My favorite story was “Bad Latch”. It is about new moms and the unfortunate judgment between moms. Gretchen is in the protagonist’s prenatal yoga class and is very vocal about her natural birth plan and how what she is doing is the best (and only) choice for her baby and body. The protagonist keeps running into Gretchen as both of their daughters are born and start to grow, but Gretchen acts like she doesn’t know her. But as things in the protagonist’s life start to change, she runs into Gretchen again, and we learn that for all of Gretchen’s posturing, things didn’t go the way she thought they would. I just love how Sittenfeld uses a short story of roughly 8 pages to address the issue of mothers judging other mothers for different parenting choices. She basically boils the story down to that we all need to cut each other a little slack and parents, especially mothers, are just trying to do the best they can.

Another story that is getting a lot of buzz is “The Prairie Wife”. Roxane Gay specifically called out “The Prairie Wife” in her Goodreads review. The Prairie Wife is the moniker of Lucy Headrick, an old friend of Kirsten’s. The Prairie Wife has her own cooking television show and has built an empire on being a wholesome mother and wife. But Kirsten knows that Lucy is living a lie. Lucy and Kirsten worked at a summer camp together while in college; Lucy was an outspoken lesbian, and she and Kirsten hooked up all summer. Kirsten is now married with two children, but spends an insane amount of time following Lucy’s social media accounts and interviews. Her whole life seems to revolve around Lucy and how she can expose Lucy for the fraud that Kirsten thinks she is. Lucy’s public persona reminded me as kind of a mix of Ree Drummond (The Pioneer Woman) and Joanna Gaines. “The Prairie Wife” seems like a public service announcement for how reliant we have become on social media. This is one story that will stick with you for a while and make you second-guess your internet-stalking habits.

My other favorite story was “Plausible Deniability”. William is a forty-something bachelor lawyer, who frequently runs with his brother Mark. William goes over to Mark’s house a few times a week to visit with Mark, Mark’s wife Libby, and their two sons. We know William has been exchanging emails with a woman about classical music for several months, but we find out that it is actually Libby. At first the emails were very personal, but in order to keep it above board, Libby mandates that they only discuss classical music. However, the highlight of each of their days is the email from the other. What starts off as an innocent communication quickly turns into a muddled, grey area. And as Libby says, “Sure, marriages come in all shapes and sizes, but if one person is getting close to someone else, either both parts of the couple have to know and be on board or else it’s a betrayal.” I think that is a perfect rule of thumb to keep people from straying too far outside of their own marriage.  

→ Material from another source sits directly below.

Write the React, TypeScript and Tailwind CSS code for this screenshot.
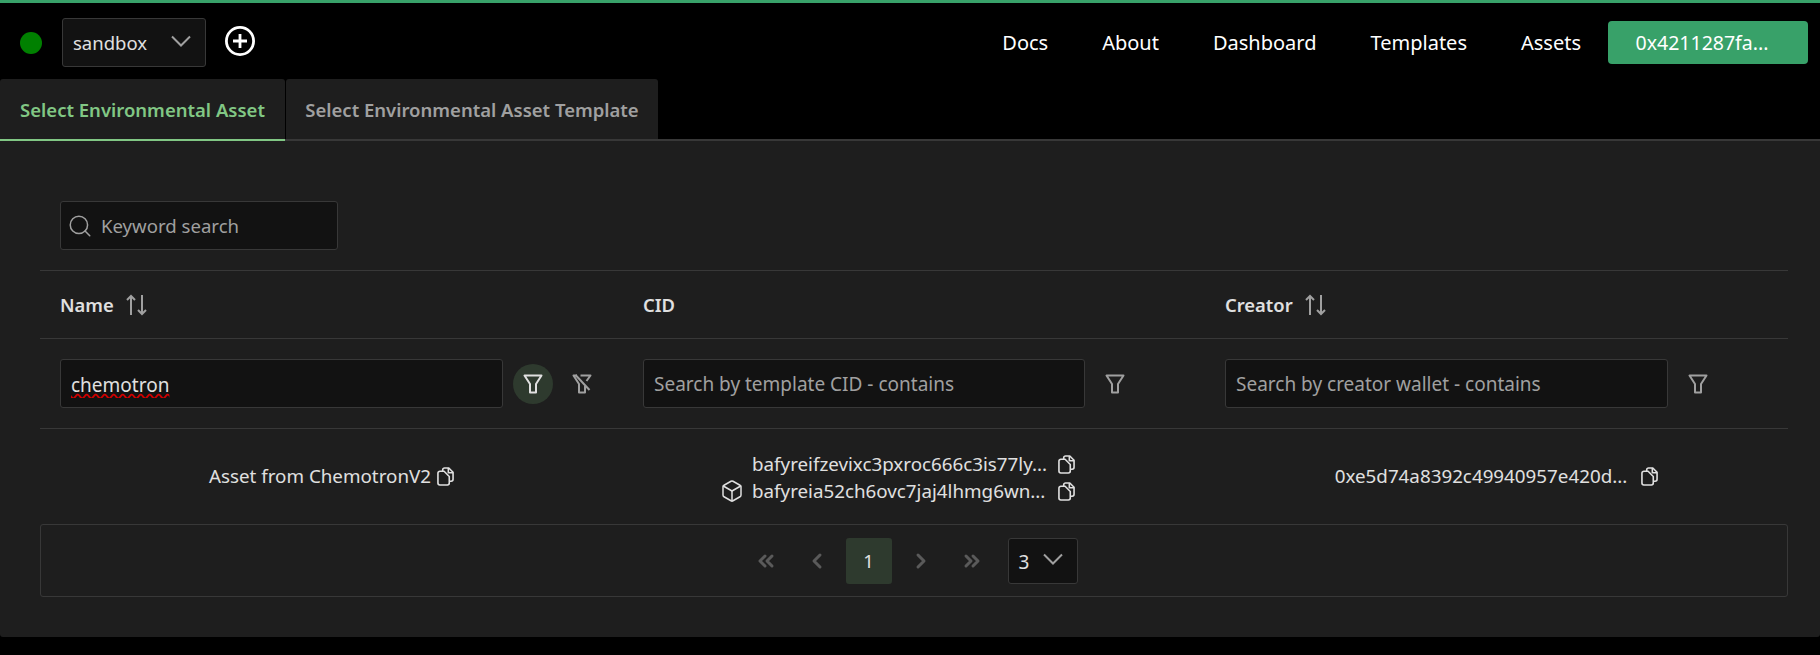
import { Box, ChevronLeft, ChevronRight, ChevronsLeft, ChevronsRight, Search } from 'lucide-react';
import type { JSX } from 'react';

const navLinks = ['Docs', 'About', 'Dashboard', 'Templates', 'Assets'];

function FilterIcon({ className }: { className: string }): JSX.Element {
  return (
    <svg viewBox="0 0 20 20" fill="none" stroke="currentColor" strokeWidth="2" strokeLinejoin="round" className={className}>
      <path d="M1.5 1.5h17L13 10v8.5H7V10z" />
    </svg>
  );
}

function FilterSlashIcon({ className }: { className: string }): JSX.Element {
  return (
    <svg viewBox="0 0 20 20" fill="none" stroke="currentColor" strokeWidth="2" strokeLinejoin="round" className={className}>
      <path d="M8.5 1.5h10L14.5 7M5 1.5H1.5L7 10v8.5h6V12" />
      <path d="M3.5 1l14 15" />
    </svg>
  );
}

function CopyIcon({ className }: { className: string }): JSX.Element {
  return (
    <svg viewBox="0 0 18 20" fill="none" stroke="currentColor" strokeWidth="1.7" strokeLinejoin="round" className={className}>
      <path d="M6 4.5V3a2 2 0 0 1 2-2h4.5L17 5.5V13a2 2 0 0 1-2 2h-2" />
      <path d="M12 1v5h5" />
      <path d="M3 4.5h4.5L13 10v7a2 2 0 0 1-2 2H3a2 2 0 0 1-2-2V6.5a2 2 0 0 1 2-2z" />
    </svg>
  );
}

function SortIcon(): JSX.Element {
  return (
    <svg viewBox="0 0 21 22" fill="none" stroke="currentColor" strokeWidth="2" className="h-[22px] w-[21px] text-[#a0a0a0]">
      <path d="M5 21V2M1 6l4-4 4 4" />
      <path d="M16 1v19M12 16l4 4 4-4" />
    </svg>
  );
}

function SelectChevron(): JSX.Element {
  return (
    <svg viewBox="0 0 20 12" fill="none" stroke="currentColor" strokeWidth="2" className="mb-[3px] h-3 w-5 text-[#a0a0a0]">
      <path d="M1 1.5l9 9 9-9" />
    </svg>
  );
}

function Header(): JSX.Element {
  return (
    <header className="flex h-[79px] items-start justify-between border-t-[3px] border-[#38a169] bg-black">
      <div className="flex items-center pt-[15px] pl-5">
        <span className="h-[22px] w-[22px] rounded-full bg-[#008000]" />
        <button type="button" className="ml-5 flex h-[49px] w-[144px] items-center justify-between rounded-[3px] border border-[#383838] bg-[#121212] pr-[14px] pl-[10px] text-[18.5px] text-[#e0e0e0]">
          <span className="pt-px">sandbox</span>
          <SelectChevron />
        </button>
        <svg viewBox="0 0 30 30" fill="none" stroke="#fff" strokeWidth="2.8" className="mb-1 ml-[19px] h-[30px] w-[30px]">
          <circle cx="15" cy="15" r="13.6" />
          <path d="M15 8v14M8 15h14" />
        </svg>
      </div>
      <nav className="flex items-center pt-[18px] pr-3">
        <div className="mr-[27px] flex gap-[54px]">
          {navLinks.map((link) => (
            <a key={link} className="text-[20px] text-white">
              {link}
            </a>
          ))}
        </div>
        <button type="button" className="h-[43px] w-[200px] rounded-[4px] bg-[#38a169] pr-[12px] text-[19.5px] text-white">
          0x4211287fa...
        </button>
      </nav>
    </header>
  );
}

function Tabs(): JSX.Element {
  return (
    <div className="flex h-[62px] border-b-2 border-[#383838] bg-black">
      <div className="-mb-0.5 flex w-[285px] items-center justify-center rounded-t-[3px] border-b-2 border-[#81c784] bg-[#1e1e1e] pt-px text-[18.5px] font-semibold text-[#81c784]">
        Select Environmental Asset
      </div>
      <div className="ml-px flex w-[372px] items-center justify-center rounded-t-[3px] bg-[#1e1e1e] pt-px text-[18.5px] font-semibold text-[#a0a0a0]">
        Select Environmental Asset Template
      </div>
    </div>
  );
}

function TextFilter({ placeholder, className }: { placeholder: string; className: string }): JSX.Element {
  return (
    <input
      placeholder={placeholder}
      className={`h-[49px] rounded-[3px] border border-[#383838] bg-[#121212] px-[10px] pt-px text-[19px] text-[#e0e0e0] outline-none placeholder:text-[#a0a0a0] ${className}`}
    />
  );
}

function Paginator(): JSX.Element {
  return (
    <div className="flex h-[73px] items-center justify-center rounded-[3px] border border-[#383838] pr-[8px]">
      <div className="flex items-center text-[#5a5a5a]">
        <span className="flex w-[46px] justify-center"><ChevronsLeft className="h-6 w-6" strokeWidth={3} /></span>
        <span className="ml-[5px] flex w-[46px] justify-center"><ChevronLeft className="h-6 w-6" strokeWidth={3} /></span>
        <span className="mx-[6px] flex h-[46px] w-[46px] items-center justify-center rounded-[3px] bg-[#2e3a2e] text-[18.5px] text-[#e0e0e0]">1</span>
        <span className="flex w-[46px] justify-center"><ChevronRight className="h-6 w-6" strokeWidth={3} /></span>
        <span className="ml-[5px] flex w-[46px] justify-center"><ChevronsRight className="h-6 w-6" strokeWidth={3} /></span>
        <span className="ml-[13px] flex h-[46px] w-[70px] items-center justify-between rounded-[3px] border border-[#383838] bg-[#121212] pr-[14px] pl-[10px] text-[19px] text-[#e0e0e0]">
          <span className="pt-[3px]">3</span>
          <SelectChevron />
        </span>
      </div>
    </div>
  );
}

function AssetTable(): JSX.Element {
  return (
    <div className="ml-10 mr-8 text-[#e0e0e0]">
      <div className="flex h-[92px] items-center border-b border-[#383838] pt-[2px] pl-5">
        <div className="flex h-[49px] w-[278px] items-center rounded-[3px] border border-[#383838] bg-[#121212] pl-[6px]">
          <Search className="h-[26px] w-[26px] text-[#a0a0a0]" strokeWidth={1.4} />
          <span className="ml-2 pt-px text-[18.6px] text-[#a0a0a0]">Keyword search</span>
        </div>
      </div>

      <div className="grid h-[68px] grid-cols-[583px_582px_583px] items-center border-b border-[#383838]">
        {['Name', 'CID', 'Creator'].map((col) => (
          <div key={col} className="flex items-center gap-[12px] pt-px pl-5 text-[18.4px] font-semibold">
            {col}
            {col !== 'CID' && <SortIcon />}
          </div>
        ))}
      </div>

      <div className="grid h-[90px] grid-cols-[583px_582px_583px] items-center border-b border-[#383838]">
        <div className="flex items-center pl-5">
          <input
            readOnly
            defaultValue="chemotron"
            className="h-[49px] w-[443px] rounded-[3px] border border-[#383838] bg-[#121212] px-[10px] pt-[3px] text-[19px] text-[#e0e0e0] underline decoration-[#d00000] decoration-wavy outline-none"
          />
          <span className="ml-[10px] flex h-10 w-10 items-center justify-center rounded-full bg-[#2e3a2e]">
            <FilterIcon className="h-5 w-5 text-[#e0e0e0]" />
          </span>
          <FilterSlashIcon className="ml-[19px] h-5 w-5 text-[#a0a0a0]" />
        </div>
        <div className="flex items-center pl-5">
          <TextFilter placeholder="Search by template CID - contains" className="w-[442px]" />
          <FilterIcon className="ml-5 h-5 w-5 text-[#a0a0a0]" />
        </div>
        <div className="flex items-center pl-5">
          <TextFilter placeholder="Search by creator wallet - contains" className="w-[443px]" />
          <FilterIcon className="ml-5 h-5 w-5 text-[#a0a0a0]" />
        </div>
      </div>

      <div className="grid h-[95px] grid-cols-[583px_582px_583px] items-center text-[18.8px]">
        <div className="flex items-center justify-center gap-[6px]">
          Asset from ChemotronV2
          <CopyIcon className="h-[19px] w-[17px]" />
        </div>
        <div className="flex flex-col items-end pt-[2px] pr-[130px] leading-[27px]">
          <div className="flex items-center">
            <span className="w-[306px]">bafyreifzevixc3pxroc666c3is77ly...</span>
            <CopyIcon className="h-[19px] w-[17px]" />
          </div>
          <div className="flex items-center">
            <Box className="mr-2 h-[24px] w-[24px]" strokeWidth={1.5} />
            <span className="w-[306px]">bafyreia52ch6ovc7jaj4lhmg6wn...</span>
            <CopyIcon className="h-[19px] w-[17px]" />
          </div>
        </div>
        <div className="flex items-center justify-center gap-[14px]">
          0xe5d74a8392c49940957e420d...
          <CopyIcon className="h-[19px] w-[17px]" />
        </div>
      </div>

      <Paginator />
    </div>
  );
}

export default function App(): JSX.Element {
  return (
    <div className="h-[655px] overflow-hidden bg-black font-['Noto_Sans',sans-serif]">
      <Header />
      <Tabs />
      <main className="h-[496px] rounded-b-[3px] bg-[#1e1e1e] pt-[38px]">
        <AssetTable />
      </main>
    </div>
  );
}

In almost all of the stories in You Think It, I’ll Say It, the characters are extremely unlikable and downright flawed. But even while I cringed in most of the stories and questioned humanity, I admire Sittenfeld’s realistic characters and her adherence to write about difficult issues in a subtle way. It is a testament to how great of a writer Sittenfeld that she immediately captures you within the first paragraph or so of these short stories.

I adored my first short story collection and definitely look forward to trying more out. One of the books on my unread shelf is Tom Hanks’ short story collection, Uncommon Type. Now that I've tried one short story collection, I’ll definitely be reading that sometime this year. Curtis Sittenfeld is a phenomenal writer, and I cannot wait to read more of her work. I give You Think It, I’ll Say It 4 stars.

What other short story collections would you recommend?